Here, unlike the facts in In re International Envtl. Dynamics, 718 F.2d at 324, Mr. Finch and Mr. Flynn are not competing for undifferentiated portions of a common fund. Rather, the bankruptcy court authorized an agreement to pay Mr. Finch a forty percent contingency fee and to pay Mr. Flynn a ten percent contingency fee. Thus, Mr. Flynn's entitlement under § 328(a) to any increased compensation is legally unrelated to whether Mr. Finch is entitled to his requested fees. If the bankruptcy court did disallow any fee to Mr. Finch under § 328(c), that money would not go to Mr. Flynn, but rather to the bankruptcy estate. Likewise, deciding not to sanction Mr. Finch does not mean that Mr. Flynn is not entitled to an increased fee under § 328(a). We find no basis for concluding that payment of full compensation to Mr. Finch would legally preclude payment of increased compensation to Mr. Flynn from the estate. Thus, as was the case in In re American Ready Mix, Mr. Flynn has failed to demonstrate that he has a sufficiently direct and adverse pecuniary interest in the bankruptcy court's order granting another professional's application for compensation to have standing to appeal from the order. See 14 F.3d at 1501.

However, the district court erred in dismissing Mr. Flynn's appeal of the bankruptcy court's order denying his request for increased compensation under § 328(a). Mr. Finch contends Mr. Flynn has waived his right to appeal the denial of his § 328(a) motion because his only asserted basis for enhanced compensation is that Mr. Finch is not entitled to his compensation. We disagree. Mr. Flynn's designation of the issues on appeal before the district court clearly included his contentions that the bankruptcy court erred in not awarding him increased fees as "improvident," see 11 U.S.C. § 328(a), in light of the unanticipated amount of responsibility he was required to accept, and the time he was required to spend, in prosecuting the Husband litigation. Appellant's Supp. App., doc. 6, at 4-6. Further, the magistrate judge, to whom this matter had been referred by the district court, determined that one of the issues on appeal was whether the bankruptcy court abused its discretion in finding, under § 328, that Mr. Flynn was not entitled to enhanced fees in excess of the approved ten percent contingency fee, and whether the bankruptcy court denied Mr. Flynn due process by denying his fee request without an evidentiary hearing. Id. doc. 9, at 2. Although Mr. Flynn has made the argument that he is entitled to appeal the award of full compensation to Mr. Finch because his claim for increased compensation directly competes for the same pool of contingency fee funds, we do not find that Mr. Flynn, in making this argument, ever waived his right to appeal the bankruptcy court's denial of his § 328 motion for enhanced fees.(1)

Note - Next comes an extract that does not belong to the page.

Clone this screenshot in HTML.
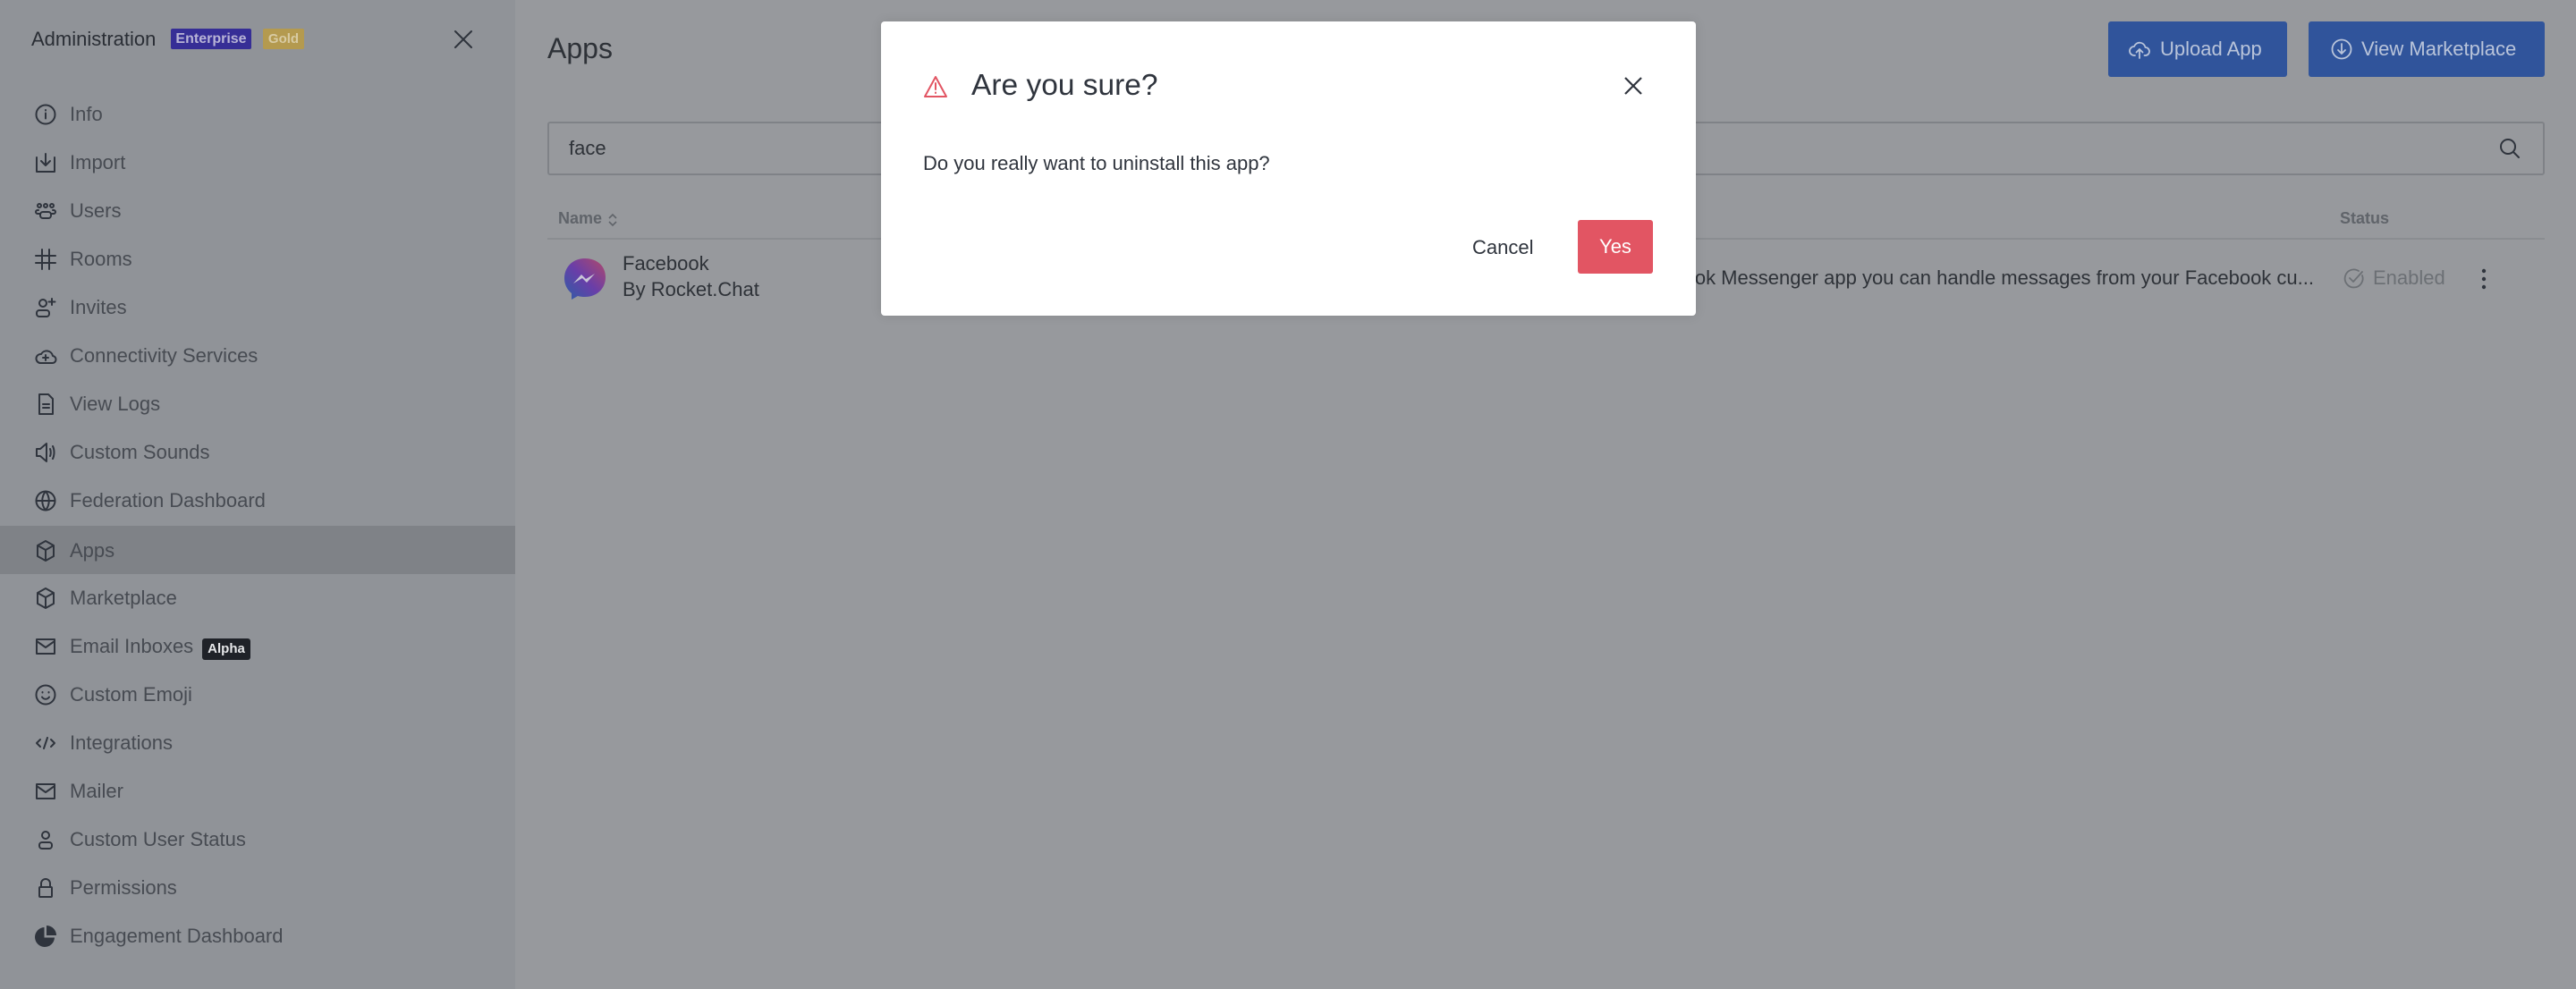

In summary, we agree with the district court that Mr. Flynn lacks standing to appeal the portion of the order granting full compensation to Mr. Finch, but conclude the district court erred in dismissing Mr. Flynn's appeal from the bankruptcy court's denial of his request for enhanced fees as permitted by § 328(a). Accordingly, the judgment of the United States District Court for theDistrict of Colorado is AFFIRMED in part, and REVERSED in part and REMANDED for further proceedings.

Entered for the Court

Monroe G. McKay

Circuit Judge


FOOTNOTES
Click footnote number to return to corresponding location in the text.

*. This order and judgment is not binding precedent, except under the doctrines of law of the case, res judicata, and collateral estoppel. The court generally disfavors the citation of orders and judgments; nevertheless, an order and judgment may be cited under the terms and conditions of 10th Cir. R. 36.3.


1. We find no merit in Mr. Finch's contentions that Mr. Flynn's appeal should be dismissed because of his failure to appear at a district court hearing--he arrived ten minutes after its conclusion, having earlier called the court to say he would be delayed due to a flat tire--or because he failed to appeal an earlier dismissal of the case--the district court granted his motion for reconsideration of that dismissal. Likewise, we find no merit to Mr. Finch's contention that, because this court denied Mr. Flynn's request for a stay of the disbursement of funds to Mr. Finch, Mr. Flynn's appeal is now moot because the judgment funds have now been paid. Mr. Finch represented to this court in his opposition to Mr. Flynn's stay request that, as an attorney and officer of the court, he would respond to an order of disgorgement if necessary.